>> start SUPPLIED INFORMATION

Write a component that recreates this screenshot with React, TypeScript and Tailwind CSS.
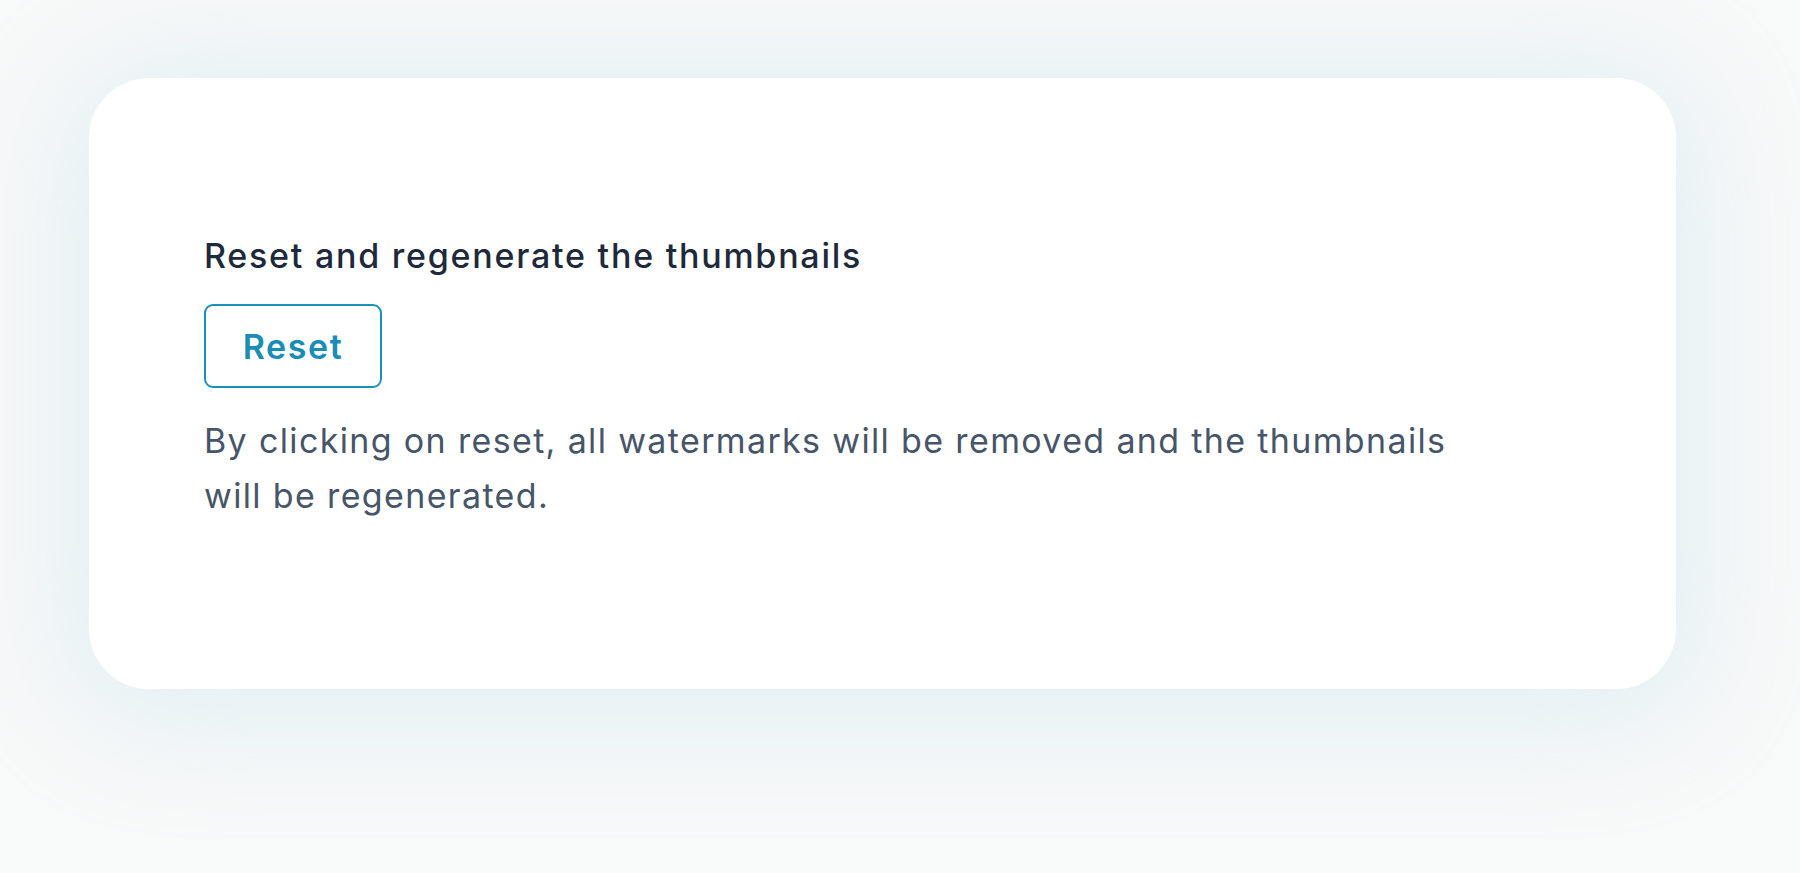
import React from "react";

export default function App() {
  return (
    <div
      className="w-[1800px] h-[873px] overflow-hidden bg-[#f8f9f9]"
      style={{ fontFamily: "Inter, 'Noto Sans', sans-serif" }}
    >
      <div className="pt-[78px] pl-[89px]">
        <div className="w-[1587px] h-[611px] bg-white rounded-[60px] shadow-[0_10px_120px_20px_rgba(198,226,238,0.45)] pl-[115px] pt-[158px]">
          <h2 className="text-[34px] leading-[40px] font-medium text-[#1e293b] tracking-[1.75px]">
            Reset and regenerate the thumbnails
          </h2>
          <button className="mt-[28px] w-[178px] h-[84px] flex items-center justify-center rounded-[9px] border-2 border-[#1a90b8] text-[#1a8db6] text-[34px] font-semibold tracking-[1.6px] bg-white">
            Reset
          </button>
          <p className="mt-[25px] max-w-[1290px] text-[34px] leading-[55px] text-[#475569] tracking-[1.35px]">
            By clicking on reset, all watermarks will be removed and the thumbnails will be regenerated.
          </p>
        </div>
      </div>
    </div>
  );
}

>> end SUPPLIED INFORMATION

> [EXERCISE GOAL] Restate the whole listing above exactly, please, omitting every image.

> [TASK ANSWER]
Write a component that recreates this screenshot with React, TypeScript and Tailwind CSS.
import React from "react";

export default function App() {
  return (
    <div
      className="w-[1800px] h-[873px] overflow-hidden bg-[#f8f9f9]"
      style={{ fontFamily: "Inter, 'Noto Sans', sans-serif" }}
    >
      <div className="pt-[78px] pl-[89px]">
        <div className="w-[1587px] h-[611px] bg-white rounded-[60px] shadow-[0_10px_120px_20px_rgba(198,226,238,0.45)] pl-[115px] pt-[158px]">
          <h2 className="text-[34px] leading-[40px] font-medium text-[#1e293b] tracking-[1.75px]">
            Reset and regenerate the thumbnails
          </h2>
          <button className="mt-[28px] w-[178px] h-[84px] flex items-center justify-center rounded-[9px] border-2 border-[#1a90b8] text-[#1a8db6] text-[34px] font-semibold tracking-[1.6px] bg-white">
            Reset
          </button>
          <p className="mt-[25px] max-w-[1290px] text-[34px] leading-[55px] text-[#475569] tracking-[1.35px]">
            By clicking on reset, all watermarks will be removed and the thumbnails will be regenerated.
          </p>
        </div>
      </div>
    </div>
  );
}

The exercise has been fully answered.